## Aim of the exercise
Give back the records below exactly, every one, with no pictures.

## Data provided
***

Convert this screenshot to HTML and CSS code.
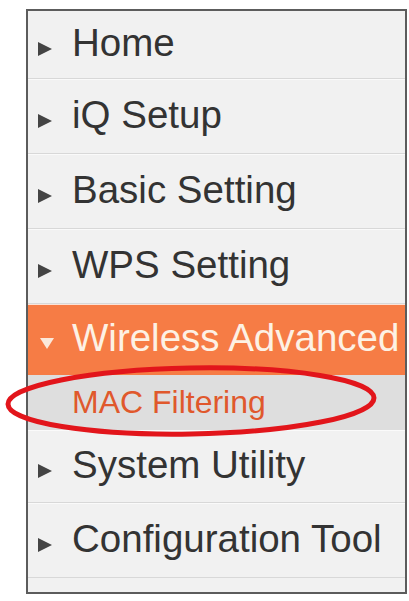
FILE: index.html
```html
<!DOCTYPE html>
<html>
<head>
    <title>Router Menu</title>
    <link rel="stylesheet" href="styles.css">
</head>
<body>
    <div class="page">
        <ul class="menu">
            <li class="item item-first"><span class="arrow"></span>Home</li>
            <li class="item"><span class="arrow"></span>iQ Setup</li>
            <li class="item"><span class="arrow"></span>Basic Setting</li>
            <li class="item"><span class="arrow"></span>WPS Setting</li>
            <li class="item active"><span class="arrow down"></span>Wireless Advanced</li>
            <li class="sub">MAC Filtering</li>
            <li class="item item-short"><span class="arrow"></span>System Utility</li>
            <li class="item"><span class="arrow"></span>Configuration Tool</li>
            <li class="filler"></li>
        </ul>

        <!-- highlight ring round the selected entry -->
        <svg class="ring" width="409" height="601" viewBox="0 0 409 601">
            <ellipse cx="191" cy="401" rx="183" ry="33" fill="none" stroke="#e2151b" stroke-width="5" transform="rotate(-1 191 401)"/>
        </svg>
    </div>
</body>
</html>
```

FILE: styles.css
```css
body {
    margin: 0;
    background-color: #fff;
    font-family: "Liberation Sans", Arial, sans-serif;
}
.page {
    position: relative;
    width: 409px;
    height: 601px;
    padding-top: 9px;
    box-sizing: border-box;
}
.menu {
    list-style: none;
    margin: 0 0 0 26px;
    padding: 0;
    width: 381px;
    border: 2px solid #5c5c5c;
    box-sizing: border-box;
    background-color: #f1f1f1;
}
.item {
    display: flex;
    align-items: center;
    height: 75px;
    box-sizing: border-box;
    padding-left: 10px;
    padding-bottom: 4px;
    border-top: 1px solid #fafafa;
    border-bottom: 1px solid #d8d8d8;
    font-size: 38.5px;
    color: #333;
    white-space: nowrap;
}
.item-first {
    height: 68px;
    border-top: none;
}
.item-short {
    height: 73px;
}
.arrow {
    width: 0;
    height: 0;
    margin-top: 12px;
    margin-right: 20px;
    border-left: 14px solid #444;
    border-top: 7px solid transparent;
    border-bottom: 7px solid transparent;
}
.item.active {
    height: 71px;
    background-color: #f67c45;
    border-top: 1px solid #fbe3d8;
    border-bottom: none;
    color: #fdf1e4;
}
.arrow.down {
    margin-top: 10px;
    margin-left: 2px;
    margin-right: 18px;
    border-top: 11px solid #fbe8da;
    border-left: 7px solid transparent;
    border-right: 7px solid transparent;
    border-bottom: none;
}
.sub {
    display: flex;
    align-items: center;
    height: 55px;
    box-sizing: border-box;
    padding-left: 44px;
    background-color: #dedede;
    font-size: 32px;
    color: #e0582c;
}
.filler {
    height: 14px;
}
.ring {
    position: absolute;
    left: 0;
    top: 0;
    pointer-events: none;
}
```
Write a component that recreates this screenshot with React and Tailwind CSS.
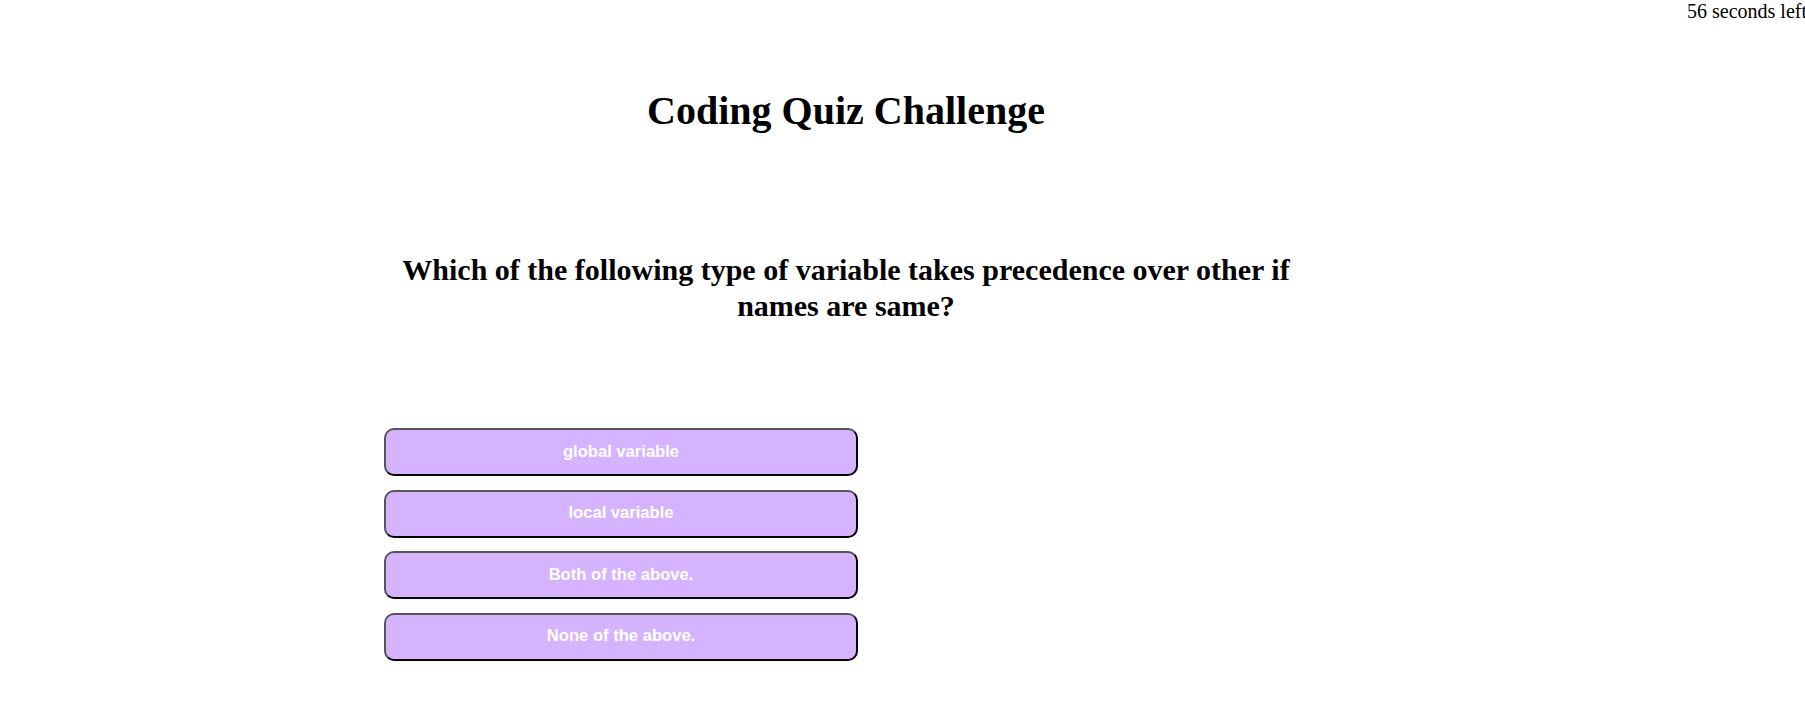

***

## Finished task
Convert this screenshot to HTML and CSS code.
FILE: index.html
```html
<!DOCTYPE html>
<html>
<head>
    <title>Router Menu</title>
    <link rel="stylesheet" href="styles.css">
</head>
<body>
    <div class="page">
        <ul class="menu">
            <li class="item item-first"><span class="arrow"></span>Home</li>
            <li class="item"><span class="arrow"></span>iQ Setup</li>
            <li class="item"><span class="arrow"></span>Basic Setting</li>
            <li class="item"><span class="arrow"></span>WPS Setting</li>
            <li class="item active"><span class="arrow down"></span>Wireless Advanced</li>
            <li class="sub">MAC Filtering</li>
            <li class="item item-short"><span class="arrow"></span>System Utility</li>
            <li class="item"><span class="arrow"></span>Configuration Tool</li>
            <li class="filler"></li>
        </ul>

        <!-- highlight ring round the selected entry -->
        <svg class="ring" width="409" height="601" viewBox="0 0 409 601">
            <ellipse cx="191" cy="401" rx="183" ry="33" fill="none" stroke="#e2151b" stroke-width="5" transform="rotate(-1 191 401)"/>
        </svg>
    </div>
</body>
</html>
```

FILE: styles.css
```css
body {
    margin: 0;
    background-color: #fff;
    font-family: "Liberation Sans", Arial, sans-serif;
}
.page {
    position: relative;
    width: 409px;
    height: 601px;
    padding-top: 9px;
    box-sizing: border-box;
}
.menu {
    list-style: none;
    margin: 0 0 0 26px;
    padding: 0;
    width: 381px;
    border: 2px solid #5c5c5c;
    box-sizing: border-box;
    background-color: #f1f1f1;
}
.item {
    display: flex;
    align-items: center;
    height: 75px;
    box-sizing: border-box;
    padding-left: 10px;
    padding-bottom: 4px;
    border-top: 1px solid #fafafa;
    border-bottom: 1px solid #d8d8d8;
    font-size: 38.5px;
    color: #333;
    white-space: nowrap;
}
.item-first {
    height: 68px;
    border-top: none;
}
.item-short {
    height: 73px;
}
.arrow {
    width: 0;
    height: 0;
    margin-top: 12px;
    margin-right: 20px;
    border-left: 14px solid #444;
    border-top: 7px solid transparent;
    border-bottom: 7px solid transparent;
}
.item.active {
    height: 71px;
    background-color: #f67c45;
    border-top: 1px solid #fbe3d8;
    border-bottom: none;
    color: #fdf1e4;
}
.arrow.down {
    margin-top: 10px;
    margin-left: 2px;
    margin-right: 18px;
    border-top: 11px solid #fbe8da;
    border-left: 7px solid transparent;
    border-right: 7px solid transparent;
    border-bottom: none;
}
.sub {
    display: flex;
    align-items: center;
    height: 55px;
    box-sizing: border-box;
    padding-left: 44px;
    background-color: #dedede;
    font-size: 32px;
    color: #e0582c;
}
.filler {
    height: 14px;
}
.ring {
    position: absolute;
    left: 0;
    top: 0;
    pointer-events: none;
}
```
Write a component that recreates this screenshot with React and Tailwind CSS.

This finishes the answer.